This step is important to bring all the factors onto the same scale-this is to ensure that all factors are given the opportunity to be predictive even if the levels within the factor are on a smaller scale.

For example Main_Driver_Age is a on a scale from 17-100 whereas NCD_Earned is on a scale from 0-9 however an increase in NCD_Earned from 0 years to 9 years is a larger change than Main_Driver_Age increasing from 17-26 (same 9 years) relative to the factor in question.

In [None]:
scaler = sklearn.preprocessing.MinMaxScaler()
#Saga_NB_dropped_unnecessary_arr = Saga_NB_dropped_unnecessary_df.to_numpy()
Saga_NB_dropped_unnecessary_scaled = scaler.fit_transform(Saga_NB_dropped_unnecessary_df)
Saga_NB_dropped_unnecessary_scaled_df = pd.DataFrame(Saga_NB_dropped_unnecessary_scaled)
Saga_NB_dropped_unnecessary_scaled_df.columns = Saga_NB_dropped_unnecessary_df.columns


## Viewing the scaled train data-ensuring all factors have been scaled the same.

In [None]:
Saga_NB_dropped_unnecessary_scaled_df

## Same for test dataset 
We don't want to re-define the scaler for this dataset, or fit it to it just use the transform from the training data

In [None]:
Saga_NB_dropped_unnecessary_test_scaled = scaler.transform(Saga_NB_dropped_unnecessary_test_df)
Saga_NB_dropped_unnecessary_scaled_test_df = pd.DataFrame(Saga_NB_dropped_unnecessary_test_scaled)
Saga_NB_dropped_unnecessary_scaled_test_df.columns = Saga_NB_dropped_unnecessary_test_df.columns

------------------------------------------------------------------------------------------------------------------------------------------------------------

# Feature selection approaches

### Correlated factors

### Simple plot including all factors

In [None]:
import matplotlib.pyplot as plt
import seaborn as sn

corr_matrix = Saga_NB_dropped_unnecessary_scaled_df.corr()

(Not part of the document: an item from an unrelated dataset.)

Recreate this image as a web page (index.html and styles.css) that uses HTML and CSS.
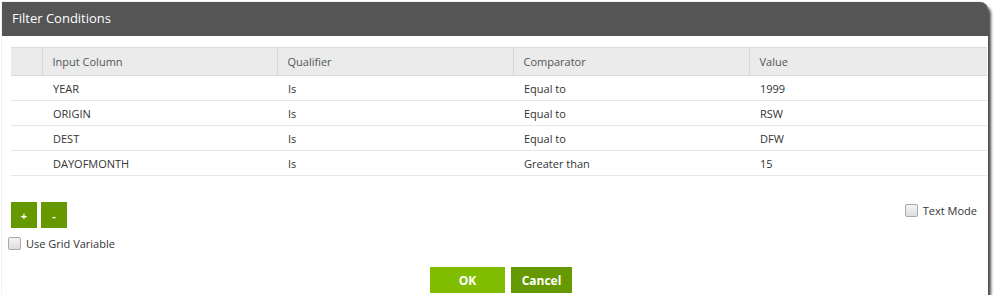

plt.figure(figsize=(15,12))
sn.heatmap(corr_matrix, annot=False)
plt.show()

## A visual representation of the factors with the highest correlation coefficients.
If two factors are highly correlated only one most likely needs to be included.

Add interactivity so the names of the factors come up when you hover over it.

In [None]:
dfCorr = Saga_NB_dropped_unnecessary_scaled_df.corr()
filteredDf = dfCorr[((dfCorr >= 0.5) | (dfCorr <= -0.5)) & (dfCorr !=1.000)]
#This line can check to see if it is only the same factors that have a correlation equal to 1.
#filteredDf = dfCorr[(dfCorr == 1.000)]

plt.figure(figsize=(30,15))
sn.heatmap(filteredDf, annot=True, cmap="Reds")
plt.show()

## Listing the highest correlated factors

In [None]:
def corrFilter(x: pd.DataFrame, bound: float):
    xCorr = x.corr()
    xFiltered = xCorr[((xCorr >= bound) | (xCorr <= -bound)) & (xCorr !=1.000)]
    xFlattened = xFiltered.unstack().sort_values().drop_duplicates().dropna()
    return xFlattened

corrFilter(Saga_NB_dropped_unnecessary_scaled_df, 0.7)

## Variance Inflation Factor (VIF)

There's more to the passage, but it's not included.